Iterative delivery is often associated with the use of advanced software engineering practices to coordinate the work of multiple workstreams, and continuously integrate the components. They do this to ensure that a change in one area has not broken another.  This requires a level of business input, developer skill, managerial sophistication, automated tooling and engineering practice that is beyond the capability of many. As many Agile contracts have proven, chaos at speed can be much more expensive than slow incompetence. Designing for such an approach is far from easy, but the methods to do so are now mature. Not all practitioners are yet proficient in their use. Some should not try to apply iterative delivery.[6]

Conclusions

Under agile and extreme programming methods, one should define the tests of completion before starting development. This is known as the “definition of done”. This is to guard against ambiguity.

Practice in software engineering and delivery is changing rapidly. To write good contracts and to enforce them well requires a degree of understanding of what should be happening on a project and the variety of approaches that may be taken. Good Industry Practice is changing.

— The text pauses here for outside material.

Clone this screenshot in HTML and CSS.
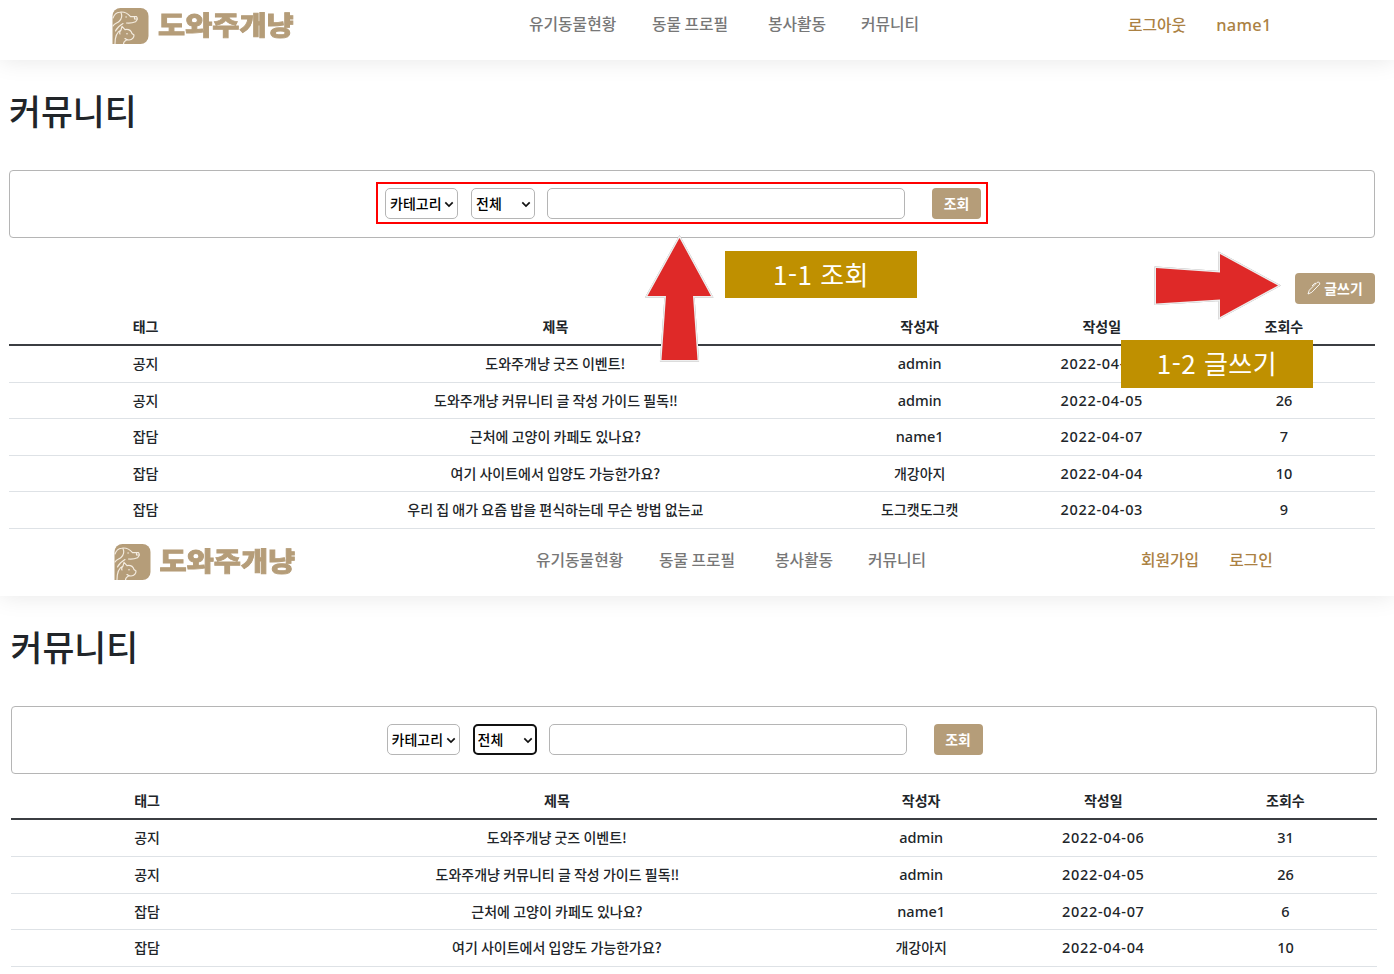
FILE: index.html
```html
<!DOCTYPE html>
<html lang="ko">
<head>
<meta charset="utf-8">
<title>도와주개냥 - 커뮤니티</title>
<link rel="stylesheet" href="styles.css">
</head>
<body>
<svg class="defs" width="0" height="0" aria-hidden="true">
  <symbol id="logo" viewBox="0 0 36 36">
    <path d="M8 0H28a8 8 0 0 1 8 8V28a8 8 0 0 1-8 8H0V8a8 8 0 0 1 8-8z" fill="#b59d79"/>
    <g fill="none" stroke="#f4ece0" stroke-width="1.15" stroke-linecap="round" stroke-linejoin="round">
      <path d="M.5 10C1.500 7 3.500 4.500 7 4.200C12 3.400 15 5 18 8.600L24 8.600Q26 11 23 13.700Q19 15.500 14 15"/>
      <path d="M8.500 4.500C10 8 9.300 11 6.500 13.500C4.500 15.300 2 15 .5 18M22 8.800v2.200h2.500M10.500 15.500C7 17.500 4.500 20 3 23"/>
      <path d="M2.500 36C2.500 28 4 24 8.500 22L9.500 18.300L12.500 21.600C16 21 18.500 22.500 19.500 25.500L21.500 27C21.500 30 20 31.500 16.500 32C14.500 32 13.500 31.500 12.500 30.500M8.500 22C7 23.500 7 25 7.500 26M11 36C11 34 12 33 14 32"/>
    </g>
    <circle cx="13.600" cy="9" r=".8" fill="#f4ece0"/>
    <circle cx="14.500" cy="25.800" r=".8" fill="#f4ece0"/>
  </symbol>
  <symbol id="chevron" viewBox="0 0 10 7">
    <path d="M1.300 1.300L5 5L8.700 1.300" fill="none" stroke="#111" stroke-width="1.700"/>
  </symbol>
</svg>

<section class="screen screen-member">
  <header class="topbar">
    <a class="brand"><svg class="brand-mark"><use href="#logo"/></svg><span class="brand-name">도와주개냥</span></a>
    <nav class="menu"><a>유기동물현황</a><a>동물 프로필</a><a>봉사활동</a><a>커뮤니티</a></nav>
    <div class="account"><a>로그아웃</a><a class="latin">name1</a></div>
  </header>
  <main class="content">
    <h1>커뮤니티</h1>
    <form class="search">
      <label class="pick pick-category"><select><option>카테고리</option></select><svg><use href="#chevron"/></svg></label>
      <label class="pick pick-scope"><select><option>전체</option></select><svg><use href="#chevron"/></svg></label>
      <input class="keyword" type="text">
      <button class="btn" type="button">조회</button>
    </form>
    <div class="actions">
      <button class="btn btn-write" type="button"><svg viewBox="0 0 14 14"><path d="M1 13L2.300 9.200L9.800 1.700C11 .6 13.300 1 12.700 3.200L4.800 11.300ZM9 2.300L7.500 2.400L5 5" fill="none" stroke="#fff" stroke-width=".9"/></svg>글쓰기</button>
    </div>
    <table class="board">
      <thead><tr><th>태그</th><th>제목</th><th>작성자</th><th>작성일</th><th>조회수</th></tr></thead>
      <tbody>
        <tr><td>공지</td><td>도와주개냥 굿즈 이벤트!</td><td class="latin">admin</td><td class="latin date">2022-04-06</td><td class="latin">31</td></tr>
        <tr><td>공지</td><td>도와주개냥 커뮤니티 글 작성 가이드 필독<span class="tight">!!</span></td><td class="latin">admin</td><td class="latin date">2022-04-05</td><td class="latin">26</td></tr>
        <tr><td>잡담</td><td>근처에 고양이 카페도 있나요?</td><td class="latin">name1</td><td class="latin date">2022-04-07</td><td class="latin">7</td></tr>
        <tr><td>잡담</td><td>여기 사이트에서 입양도 가능한가요?</td><td>개강아지</td><td class="latin date">2022-04-04</td><td class="latin">10</td></tr>
        <tr><td>잡담</td><td>우리 집 애가 요즘 밥을 편식하는데 무슨 방법 없는교</td><td>도그캣도그캣</td><td class="latin date">2022-04-03</td><td class="latin">9</td></tr>
      </tbody>
    </table>
  </main>
  <div class="mark-frame"></div>
  <svg class="arrow arrow-up" viewBox="0 0 70 128"><path d="M34.500 3L66 61H48L52.500 125H16.500L21 61H2.500Z"/></svg>
  <svg class="arrow arrow-right" viewBox="0 0 128 70"><path d="M3 17L67 21.500V3L125 34.500L67 66V48.500L3 52.500Z"/></svg>
  <div class="note note-search">1-1 조회</div>
  <div class="note note-write">1-2 글쓰기</div>
</section>

<section class="screen screen-guest">
  <header class="topbar">
    <a class="brand"><svg class="brand-mark"><use href="#logo"/></svg><span class="brand-name">도와주개냥</span></a>
    <nav class="menu"><a>유기동물현황</a><a>동물 프로필</a><a>봉사활동</a><a>커뮤니티</a></nav>
    <div class="account"><a>회원가입</a><a>로그인</a></div>
  </header>
  <main class="content">
    <h1>커뮤니티</h1>
    <form class="search">
      <label class="pick pick-category"><select><option>카테고리</option></select><svg><use href="#chevron"/></svg></label>
      <label class="pick pick-scope is-focused"><select><option>전체</option></select><svg><use href="#chevron"/></svg></label>
      <input class="keyword" type="text">
      <button class="btn" type="button">조회</button>
    </form>
    <table class="board">
      <thead><tr><th>태그</th><th>제목</th><th>작성자</th><th>작성일</th><th>조회수</th></tr></thead>
      <tbody>
        <tr><td>공지</td><td>도와주개냥 굿즈 이벤트!</td><td class="latin">admin</td><td class="latin date">2022-04-06</td><td class="latin">31</td></tr>
        <tr><td>공지</td><td>도와주개냥 커뮤니티 글 작성 가이드 필독<span class="tight">!!</span></td><td class="latin">admin</td><td class="latin date">2022-04-05</td><td class="latin">26</td></tr>
        <tr><td>잡담</td><td>근처에 고양이 카페도 있나요?</td><td class="latin">name1</td><td class="latin date">2022-04-07</td><td class="latin">6</td></tr>
        <tr><td>잡담</td><td>여기 사이트에서 입양도 가능한가요?</td><td>개강아지</td><td class="latin date">2022-04-04</td><td class="latin">10</td></tr>
      </tbody>
    </table>
  </main>
</section>
</body>
</html>
```
FILE: styles.css
```css
* { box-sizing: border-box; }

body {
  margin: 0;
  height: 974px;
  overflow: hidden;
  background: #fff;
  color: #212529;
  font: 500 14px/1.5 "Noto Sans CJK KR", sans-serif;
}

.defs { position: absolute; }

.latin {
  font-family: "Noto Sans", "Noto Sans CJK KR", sans-serif;
  font-size: 14.5px;
}
.date { letter-spacing: .7px; }
.tight { letter-spacing: -1px; }

.screen {
  position: relative;
  width: 1394px;
  overflow: hidden;
}
.screen-member { height: 536px; }
.screen-guest { height: 438px; }

/* Top bar */
.topbar {
  display: flex;
  align-items: center;
  height: 60px;
  padding: 0 0 11px 112px;
  box-shadow: 0 0 24px rgba(0, 0, 0, .1);
  white-space: nowrap;
}
.screen-guest .topbar { padding-left: 113.5px; }

.brand {
  display: flex;
  align-items: center;
  gap: 9px;
  width: 417px;
}
.brand-mark {
  width: 37px;
  height: 36px;
  margin-top: 2px;
}
.brand-name {
  height: 40px;
  color: #b59d79;
  font-size: 29.5px;
  font-weight: 900;
  line-height: 37px;
  -webkit-text-stroke: 1px #b59d79;
  transform: scaleY(.87);
}
.screen-guest .brand { width: 422.5px; }

.menu {
  display: flex;
  width: 599px;
  color: #777;
  font-size: 15.8px;
}
.menu a { margin-top: -1px; }
.menu a:nth-child(1) { width: 123px; }
.menu a:nth-child(2) { width: 116px; word-spacing: -1px; }
.menu a:nth-child(3) { width: 93px; }
.screen-guest .menu { width: 605px; }

.account {
  display: flex;
  gap: 30px;
  margin-top: -1px;
  color: #ab8143;
  font-size: 15.8px;
}
.screen-member .account { margin-top: 1px; }
.account .latin {
  font-size: 16.4px;
  letter-spacing: .3px;
}

/* Page body */
.content { padding: 26px 0 0 9px; width: 1375px; }
.screen-guest .content { padding-left: 10.5px; width: 1376.5px; }

h1 {
  margin: 0;
  height: 84px;
  font-size: 34.7px;
  font-weight: 500;
  line-height: 48px;
}

.search {
  display: flex;
  height: 68px;
  padding: 17px 0 0 375px;
  border: 1px solid #b5b5b5;
  border-radius: 4px;
}

.pick {
  position: relative;
  height: 31px;
  margin-right: 13px;
}
.pick-category { width: 73px; }
.pick-scope { width: 64px; }
.pick select {
  appearance: none;
  width: 100%;
  height: 100%;
  padding: 0 0 0 4px;
  border: 1px solid #b5b5b5;
  border-radius: 5px;
  background: #fff;
  color: #000;
  font: inherit;
  font-size: 14px;
}
.pick svg {
  position: absolute;
  right: 4px;
  top: 12.5px;
  width: 10px;
  height: 7px;
}
.is-focused select { border: 2px solid #111; padding-left: 3px; }

.keyword {
  width: 358px;
  height: 31px;
  margin: 0 27px 0 -1px;
  border: 1px solid #b5b5b5;
  border-radius: 5px;
}

.btn {
  width: 49px;
  height: 31px;
  padding: 0 0 2px;
  border: 0;
  border-radius: 4px;
  background: #b59d79;
  color: #fff;
  font: 700 13.9px/28px "Noto Sans CJK KR", sans-serif;
}

.actions {
  display: flex;
  justify-content: flex-end;
  height: 70.6px;
  padding-top: 35px;
}
.btn-write {
  display: flex;
  align-items: center;
  justify-content: center;
  gap: 3px;
  width: 80px;
}
.btn-write svg { width: 14px; height: 14px; }

/* Post list */
.board { display: block; }
.screen-guest .board { padding-top: 9px; }
.board thead, .board tbody { display: block; }
.board tr {
  display: grid;
  grid-template-columns: 3fr 6fr 2fr 2fr 2fr;
  height: 36.6px;
  border-bottom: 1px solid #dee2e6;
  text-align: center;
  line-height: 34px;
}
.board thead tr { height: 37.4px; border-bottom: 2px solid #3b3e42; }
.board th, .board td { padding: 0; white-space: nowrap; word-spacing: -.7px; }
.board td.latin { line-height: 35.4px; }
.board th { font-size: 14px; font-weight: 700; }

/* Annotations over the screen */
.mark-frame {
  position: absolute;
  left: 376px;
  top: 182px;
  width: 612px;
  height: 42px;
  border: 2px solid #f00;
}
.arrow { position: absolute; overflow: visible; }
.arrow path {
  fill: #df2928;
  stroke: #eee;
  stroke-width: 3px;
  paint-order: stroke;
  filter: drop-shadow(0 0 .7px #999);
}
.arrow-up { left: 645px; top: 235px; width: 70px; height: 128px; }
.arrow-right { left: 1153px; top: 251px; width: 128px; height: 70px; }
.note {
  position: absolute;
  width: 192px;
  background: #bf9000;
  color: #fff;
  font-size: 26px;
  font-weight: 400;
  letter-spacing: .5px;
  text-align: center;
}
.note-search { left: 725px; top: 251px; height: 47px; line-height: 46px; }
.note-write { left: 1121px; top: 340px; height: 48px; line-height: 46px; }
```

It would not be wise for the author of a contract schedule to tell a supplier how they should be delivering. It is necessary for a customer to satisfy themselves that the favoured supplier has a good and coherent approach, that it has the skills and resources to deliver it and that they will commit to perform to it. The quality of design, and the later manner of delivery have such a strong effect on the value delivered to a customer that it is worth considering at the time of agreement how performance is to be assured. Change is inevitable. Manage it well and if you are fortunate and your supplier is talented, you may be delighted by the insights gained along the way.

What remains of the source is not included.